Despite his virtual exclusion from any sort of Most Valuable Player discussion, Bryant has actually managed to improve in a number of ways. Sure, there are a couple of aspects in which he’s taken a modest step back, but overall, we’re still talking about a player that ranks at or near the top of the third base category in a number of ways on the offensive side of things. In fact, as far as his Off rating alone is concerned, Bryant ranks at the top of the 26 qualifying players at the hot corner, with his park-adjusted offense coming in at a 142 mark that trails only Justin Turner. Turner is also the only player that bests Bryant in reaching base overall, as Bryant has posted a .402 mark to date that has been the result of some adjustments he made over the course of last year’s offseason.
Life with the Cincinnati Reds isn’t always the easiest when you’re a standout player. Just ask Joey Votto, a player who doesn’t get anywhere near the credit he deserves for being perhaps the largest on-base threat over the last five or so years. Eugenio Suarez falls into a similar category as far as the element of neglect is concerned. Not only has his August been better than any other individual at the hot corner, but he’s spinning those numbers into another extremely effective campaign as a followup to what was already a career year in 2016.
The last 30 days have been particularly remarkable for Suarez. He leads the position in WAR over that time, but is also leading (or ranking near the top of the pack) in several other essential offensive categories. He’s third in batting average (.349) and reaching base at a .491 clip that’s easily the best among the 28 qualifying players over that span. He’s reaching base in almost half of his 110 plate appearances thus far in the past month. As such, there are some pretty interesting developments that have taken place that lend themselves to the current intrigue surrounding Suarez.
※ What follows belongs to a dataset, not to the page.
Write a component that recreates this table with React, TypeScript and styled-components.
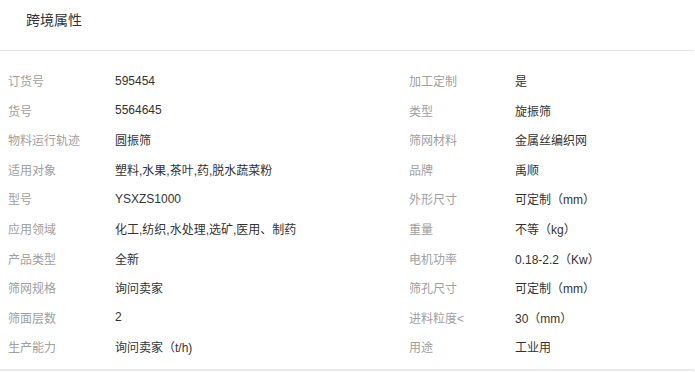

How long did you think you were going to get away with this column not being devoted to Jake Lamb in a given week? Regardless, as I listened to the hyperbolic Arizona sports radio throughout this week, Lamb represented a focal point. With the Diamondbacks hitting the strugglebus since just before the second half of the season began, Lamb was a target for the talking heads, despite this particular instance of discussion taking place a day after he went 3-for-4 against the Chicago Cubs.
With that in mind, it’s probably important to note that there is nothing wrong with Jake Lamb. At least not now.
With the Oakland Athletics deciding to dispatch of seemingly any and all of their near bottom-of-the-barrel veterans, that has made way for some intriguing young talent to grace the tattered remains of the Oakland–Alameda County Coliseum. The trade of Trevor Plouffe, and subsequent realization of Ryon Healy’s relative uselessness on defense, has opened up the door for Matt Chapman, who could potentially serve as an impact piece for Oakland to also trade farther on down the line. For now, though, his ability to make an impact at the plate is starting to make him a relatively intriguing commodity in the home stretch, even if his numbers don’t necessarily indicate it.
In fact, Chapman’s numbers through almost 140 plate appearances are relatively paltry in general. His slash features a .223 average, while he’s reaching base at a clip of just .304. Not working in his favor are a BABIP of just .267 and a strikeout rate up near 30%. However, his OPS (.800) and ISO (.273) indicate that his bat has been a bit more impactful than some of the other figures would tend to indicate.
Actually, in the most general sense possible, hits of the extra base variety have sort of become Chapman’s specialty throughout his brief time at the Major League level, far more than any other hit type that finds its way onto the stat sheet.